Why our server had its page allocation failure
In the previous entry I went through the kernel messages printed when one of our Linux servers had a page allocation failure. Now it's time to explain why our server had that failure despite what looks like plenty of memory. To refresh, the kernel was trying to allocate a 64 Kbyte ('order 4') chunk of contiguous memory in the Normal zone. There was no such chunk in the server's small Normal zone, but there were several such chunks free in the DMA32 zone (and also larger chunks free in DMA32 that could have been split).
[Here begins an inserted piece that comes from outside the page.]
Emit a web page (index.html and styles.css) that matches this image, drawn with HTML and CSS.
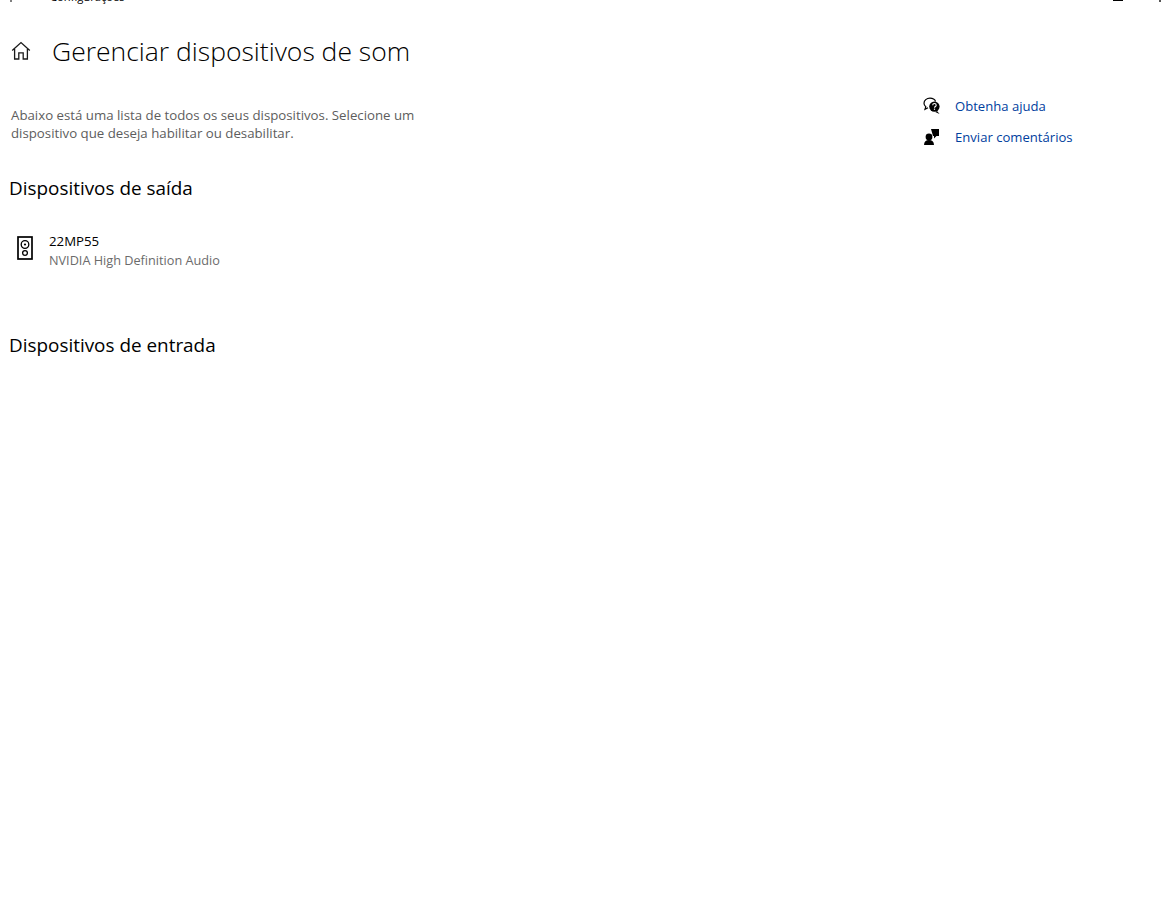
FILE: index.html
```html
<!DOCTYPE html>
<html lang="pt-BR">
<head>
    <meta charset="UTF-8">
    <meta name="viewport" content="width=device-width, initial-scale=1.0">
    <title>Gerenciar dispositivos de som</title>
    <link rel="stylesheet" href="styles.css">
</head>
<body>
    <header class="titlebar">
        <div class="titlebar-left">
            <svg class="back-icon" width="10" height="10" viewBox="0 0 10 10"><path d="M5 0v10M1 5l4-4 4 4" fill="none" stroke="#000" stroke-width="1"/></svg>
            <span class="app-name">Configurações</span>
        </div>
        <div class="window-controls">
            <span class="win-min"></span>
            <span class="win-close"></span>
        </div>
    </header>

    <div class="page">
        <main class="content">
            <div class="page-title">
                <svg class="home-icon" width="20" height="20" viewBox="0 0 20 20">
                    <path d="M1.2 9.6 10 1.6l8.800 8M3.600 8v10h4.200v-6.200h4.400V18h4.200V8" fill="none" stroke="#1a1a1a" stroke-width="1.3"/>
                </svg>
                <h1>Gerenciar dispositivos de som</h1>
            </div>

            <p class="intro">Abaixo está uma lista de todos os seus dispositivos. Selecione um dispositivo que deseja habilitar ou desabilitar.</p>

            <h2 class="section-title">Dispositivos de saída</h2>
            <div class="device">
                <svg class="device-icon" width="16" height="24" viewBox="0 0 16 24">
                    <rect x="1" y="1" width="14" height="22" fill="none" stroke="#000" stroke-width="1.700"/>
                    <circle cx="8" cy="8.500" r="3.800" fill="none" stroke="#000" stroke-width="1.300"/>
                    <circle cx="8" cy="8.500" r="1.100" fill="#000"/>
                    <circle cx="8" cy="17" r="2.400" fill="none" stroke="#000" stroke-width="1.300"/>
                </svg>
                <div class="device-text">
                    <div class="device-name">22MP55</div>
                    <div class="device-driver">NVIDIA High Definition Audio</div>
                </div>
            </div>

            <h2 class="section-title section-input">Dispositivos de entrada</h2>
        </main>

        <aside class="help">
            <a class="help-link" href="#">
                <svg width="18" height="18" viewBox="0 0 18 18">
                    <path d="M7 1.200C3.600 1.200 1 3.400 1 6.200c0 1.400.7 2.700 1.800 3.600L2 12.400l3-1.600" fill="none" stroke="#000" stroke-width="1.200"/>
                    <path d="M7 1.200c2.600 0 4.800 1.300 5.600 3.200" fill="none" stroke="#000" stroke-width="1.200"/>
                    <circle cx="11.400" cy="9.600" r="5.200" fill="#000"/>
                    <path d="m14 14 2.600 3-4.400-2z" fill="#000"/>
                    <path d="M9.700 8.200c0-2.200 3.500-2.200 3.500 0 0 1.300-1.700 1.300-1.700 2.600" fill="none" stroke="#fff" stroke-width="1.100"/>
                    <rect x="10.900" y="11.600" width="1.200" height="1.200" fill="#fff"/>
                </svg>
                <span>Obtenha ajuda</span>
            </a>
            <a class="help-link" href="#">
                <svg width="18" height="18" viewBox="0 0 18 18">
                    <path d="M8 1h8v7h-2.500l-2.500 2.400V8H10z" fill="#000"/>
                    <circle cx="6" cy="9" r="3.400" fill="#000"/>
                    <path d="M1 17c0-3.200 2-5 5-5s5 1.800 5 5z" fill="#000"/>
                </svg>
                <span>Enviar comentários</span>
            </a>
        </aside>
    </div>
</body>
</html>
```

FILE: styles.css
```css
html, body {
    height: 100%;
}
body {
    font-family: "Open Sans", "Noto Sans", sans-serif;
    margin: 0;
    background: white;
    color: #000;
    overflow: hidden;
}
.titlebar {
    display: flex;
    justify-content: space-between;
    height: 20px;
    margin-top: -13px;
    font-size: 11.2px;
    line-height: 20px;
}
.titlebar-left {
    display: flex;
    align-items: center;
}
.back-icon {
    margin-left: 6px;
}
.app-name {
    margin-left: 34px;
}
.window-controls {
    display: flex;
    height: 20px;
    padding-top: 13px;
    padding-right: 5px;
    gap: 36px;
}
.win-min {
    width: 10px;
    height: 1px;
    background: #000;
}
.win-close {
    width: 2px;
    height: 2px;
    background: #555;
}
.page {
    display: flex;
    justify-content: space-between;
}
.content {
    padding-left: 9px;
}
.page-title {
    display: flex;
    align-items: center;
    margin-top: 26px;
    height: 36px;
}
.home-icon {
    margin-left: 2px;
}
h1 {
    font-size: 26.5px;
    font-weight: 300;
    margin: 0 0 0 21px;
    line-height: 36px;
}
.intro {
    width: 420px;
    margin: 37px 0 0 2px;
    font-size: 13.25px;
    line-height: 18px;
    color: #5d5d5d;
}
.section-title {
    font-size: 18.9px;
    font-weight: 400;
    margin: 0;
    line-height: 26px;
}
.intro + .section-title {
    margin-top: 33px;
}
.section-input {
    margin-top: 63px;
}
.device {
    display: flex;
    margin-top: 32px;
    margin-left: 8px;
}
.device-icon {
    margin-top: 3px;
}
.device-text {
    margin-left: 16px;
    margin-top: -2px;
}
.device-name {
    font-size: 13.25px;
    line-height: 20px;
}
.device-driver {
    font-size: 12.7px;
    line-height: 18px;
    color: #6b6b6b;
}
.help {
    width: 243px;
    padding-top: 83px;
}
.help-link {
    display: flex;
    align-items: center;
    height: 31px;
    color: #00409e;
    text-decoration: none;
    font-size: 13.1px;
}
.help-link span {
    margin-left: 14px;
}
```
First off, we can rule out allocation from the small DMA zone entirely. As far as I can tell, general memory will almost never be allocated from the DMA zone because most of it is effectively reserved for allocations that have to have DMA memory. This is not a big loss since it's only 16 MBytes of RAM. What matters in our case is the state of the DMA32 zone, and in particular two bits of its state:
Node 0 DMA32 free:12560kB min:7076kB low:8844kB high:10612kB [...]
Node 0 DMA32: 2360*4kB 80*8kB 21*16kB 7*32kB 4*64kB 1*128kB 2*256kB 0*512kB 1*1024kB 0*2048kB 0*4096kB = 12560kB
min:' is the minimum low water mark for most non-urgent memory
allocation requests, and the second line reports on how many chunks of
each allocation size (or order) are free.
On first glance it looks like everything should be fine here, because
there is a free 64 Kb chunk and the zone has more free memory than any
of the low water marks (especially
min), but it turns out that the
kernel does something tricky for higher-order allocations (allocations
that aren't for a single 4 Kb page). To simplify and generalize,
the kernel has decided that when checking free memory limits, if
you're asking for a higher-order page the free memory in lower-order
pages shouldn't count towards the amount of memory it considers free
(presumably because such 'free memory' can't satisfy your request). At
the same time it has to reduce the minimum amount of free memory
required to avoid absurd results.
(One little thing is that the kernel check is made based on what the free memory would be after your allocation is made. This probably won't matter for small requests but might matter if you ask for an order 10 allocation of four megabytes.)
So for higher-order allocations only memory available at that order and higher counts, and the starting low water mark is divided by two for every order above 0, ie for an order 4 request like ours the water marks wind up divided by 16 (which conveniently is 2^order). In theory in our situation this means that the kernel would consider there to be 1920 Kb free in DMA32 (well, 1856 Kb after we take off our allocation) instead of 12560 Kb and the minimum low water mark would be 442 Kb instead of 7076 Kb. This still looks like our allocation request should pass muster.
However, the kernel doesn't actually implement the check this way in a single computation. Instead it does it iteratively, using a loop that is done for each order up to (but not including) the order of your request. In pseudo-code:
for each order starting with 0 up to (our order - 1): free memory -= free memory for the current order minimum memory = minimum memory / 2 if free memory <= minimum memory: return failure
The problem is that this iterative approach causes an early failure if a significant amount of the free memory in a zone is in very low order pages, because you can lose a lot of free memory while the current minimum memory requirement only drops by a bit (well, by half). In our situation, much of the free memory in DMA32 is in order 0 pages so the first pass through the loop gives us a new free memory of 3056 Kbytes (12560 Kb minus 9440 Kb of order-0 pages and our 64 Kb request) but a minimum memory requirement of 3538 Kb (the initial 7076 Kb divided by two) and the code immediately declares that there is not enough memory in this zone.
(People who want to read the gory details can see them in
zone_watermark_ok() in mm/page_alloc.c in the Ubuntu 10.04
kernel source, which has been renamed to
current 3.5-rcN kernels.)
I'm reluctant to declare this behavior a bug; the kernel memory people may well consider it working as designed that a zone with a disproportionate amount of its free memory in low-order pages is very reluctant to allocate higher-order chunks, even more reluctant than you might think. However I do think that the current code is at least very unclear as to whether this is intentional (or simply an accident of the current implementation) and what the actual logic is.
(I personally would prefer the direct computation logic. As it stands, you have to know and then explain (and simulate) the actual kernel code in order to understand why this allocation failed; there is no simple to express general rule.)